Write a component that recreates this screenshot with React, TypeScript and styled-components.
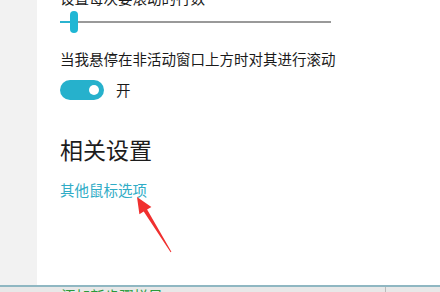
import styled, { createGlobalStyle } from 'styled-components'

const Global = createGlobalStyle`
  html, body { margin: 0; padding: 0; background: #fff; }
  body { width: 440px; height: 292px; overflow: hidden; font-family: "Noto Sans CJK SC", "Noto Sans", sans-serif; }
`

const Shell = styled.div`
  width: 440px;
  height: 292px;
  display: flex;
  flex-direction: column;
  overflow: hidden;
`

const Body = styled.div`
  flex: 1;
  display: flex;
  min-height: 0;
`

const Side = styled.div`
  width: 37px;
  background: #f2f2f2;
`

const Main = styled.div`
  position: relative;
  flex: 1;
  background: #fff;
  padding: 0 0 0 23px;
  margin-top: -12px;
`

const Label = styled.div<{ $gap?: number }>`
  font-size: 14.5px;
  color: #1a1a1a;
  line-height: 20px;
  margin-top: ${p => p.$gap ?? 0}px;
`

const SliderRow = styled.div`
  position: relative;
  width: 271px;
  height: 24px;
  margin-top: 2px;
  display: flex;
  align-items: center;
`

const Track = styled.div`
  flex: 1;
  height: 2px;
  background: #999;
  background-image: linear-gradient(to right, #2bb3cf 0 12px, transparent 12px);
`

const Thumb = styled.div`
  position: absolute;
  left: 10px;
  top: 1px;
  width: 8px;
  height: 22px;
  border-radius: 4px;
  background: #1fb6d4;
`

const ToggleRow = styled.div`
  display: flex;
  align-items: center;
  gap: 12px;
  margin-top: 11px;
`

const Toggle = styled.div`
  width: 44px;
  height: 20px;
  border-radius: 10px;
  background: #26b1cc;
  display: flex;
  align-items: center;
  justify-content: flex-end;
  padding-right: 5px;
  box-sizing: border-box;
`

const Knob = styled.div`
  width: 10px;
  height: 10px;
  border-radius: 50%;
  background: #fff;
`

const Heading = styled.div`
  font-size: 23px;
  color: #1c1c1c;
  line-height: 30px;
  margin-top: 34px;
`

const Link = styled.div`
  font-size: 14.5px;
  color: #30acc6;
  line-height: 20px;
  margin-top: 16px;
`

const Arrow = styled.svg`
  position: absolute;
  left: 95px;
  top: 207px;
`

const Footer = styled.div`
  height: 5px;
  border-top: 2px solid #8fb7c2;
  background: #e8e8e8;
  position: relative;
  overflow: hidden;
  display: flex;
`

const FooterText = styled.div`
  margin-left: 50px;
  margin-top: -1px;
  font-size: 14.5px;
  line-height: 20px;
  color: #2a9a3a;
  width: 335px;
`

const Divider = styled.div`
  width: 1px;
  background: #bbb;
`

export default function App() {
  return (
    <Shell>
      <Global />
      <Body>
        <Side />
        <Main>
          <Label>设置每次要滚动的行数</Label>
          <SliderRow>
            <Track />
            <Thumb />
          </SliderRow>
          <Label $gap={15}>当我悬停在非活动窗口上方时对其进行滚动</Label>
          <ToggleRow>
            <Toggle>
              <Knob />
            </Toggle>
            <Label>开</Label>
          </ToggleRow>
          <Heading>相关设置</Heading>
          <Link>其他鼠标选项</Link>
          <Arrow width="44" height="62" viewBox="0 0 44 62">
            <path
              d="M5 2 L19.4 11.9 L15.1 14.6 L39.4 56.7 L38.6 57.3 L11.7 16.6 L7.4 19.3 Z"
              fill="#f0302f"
            />
          </Arrow>
        </Main>
      </Body>
      <Footer>
        <FooterText>+ 添加新步骤栏目</FooterText>
        <Divider />
      </Footer>
    </Shell>
  )
}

# # # # #

(Task requirements) Quote the data above in full and without alteration; skip the pictures.

(Response below)
Write a component that recreates this screenshot with React, TypeScript and styled-components.
import styled, { createGlobalStyle } from 'styled-components'

const Global = createGlobalStyle`
  html, body { margin: 0; padding: 0; background: #fff; }
  body { width: 440px; height: 292px; overflow: hidden; font-family: "Noto Sans CJK SC", "Noto Sans", sans-serif; }
`

const Shell = styled.div`
  width: 440px;
  height: 292px;
  display: flex;
  flex-direction: column;
  overflow: hidden;
`

const Body = styled.div`
  flex: 1;
  display: flex;
  min-height: 0;
`

const Side = styled.div`
  width: 37px;
  background: #f2f2f2;
`

const Main = styled.div`
  position: relative;
  flex: 1;
  background: #fff;
  padding: 0 0 0 23px;
  margin-top: -12px;
`

const Label = styled.div<{ $gap?: number }>`
  font-size: 14.5px;
  color: #1a1a1a;
  line-height: 20px;
  margin-top: ${p => p.$gap ?? 0}px;
`

const SliderRow = styled.div`
  position: relative;
  width: 271px;
  height: 24px;
  margin-top: 2px;
  display: flex;
  align-items: center;
`

const Track = styled.div`
  flex: 1;
  height: 2px;
  background: #999;
  background-image: linear-gradient(to right, #2bb3cf 0 12px, transparent 12px);
`

const Thumb = styled.div`
  position: absolute;
  left: 10px;
  top: 1px;
  width: 8px;
  height: 22px;
  border-radius: 4px;
  background: #1fb6d4;
`

const ToggleRow = styled.div`
  display: flex;
  align-items: center;
  gap: 12px;
  margin-top: 11px;
`

const Toggle = styled.div`
  width: 44px;
  height: 20px;
  border-radius: 10px;
  background: #26b1cc;
  display: flex;
  align-items: center;
  justify-content: flex-end;
  padding-right: 5px;
  box-sizing: border-box;
`

const Knob = styled.div`
  width: 10px;
  height: 10px;
  border-radius: 50%;
  background: #fff;
`

const Heading = styled.div`
  font-size: 23px;
  color: #1c1c1c;
  line-height: 30px;
  margin-top: 34px;
`

const Link = styled.div`
  font-size: 14.5px;
  color: #30acc6;
  line-height: 20px;
  margin-top: 16px;
`

const Arrow = styled.svg`
  position: absolute;
  left: 95px;
  top: 207px;
`

const Footer = styled.div`
  height: 5px;
  border-top: 2px solid #8fb7c2;
  background: #e8e8e8;
  position: relative;
  overflow: hidden;
  display: flex;
`

const FooterText = styled.div`
  margin-left: 50px;
  margin-top: -1px;
  font-size: 14.5px;
  line-height: 20px;
  color: #2a9a3a;
  width: 335px;
`

const Divider = styled.div`
  width: 1px;
  background: #bbb;
`

export default function App() {
  return (
    <Shell>
      <Global />
      <Body>
        <Side />
        <Main>
          <Label>设置每次要滚动的行数</Label>
          <SliderRow>
            <Track />
            <Thumb />
          </SliderRow>
          <Label $gap={15}>当我悬停在非活动窗口上方时对其进行滚动</Label>
          <ToggleRow>
            <Toggle>
              <Knob />
            </Toggle>
            <Label>开</Label>
          </ToggleRow>
          <Heading>相关设置</Heading>
          <Link>其他鼠标选项</Link>
          <Arrow width="44" height="62" viewBox="0 0 44 62">
            <path
              d="M5 2 L19.4 11.9 L15.1 14.6 L39.4 56.7 L38.6 57.3 L11.7 16.6 L7.4 19.3 Z"
              fill="#f0302f"
            />
          </Arrow>
        </Main>
      </Body>
      <Footer>
        <FooterText>+ 添加新步骤栏目</FooterText>
        <Divider />
      </Footer>
    </Shell>
  )
}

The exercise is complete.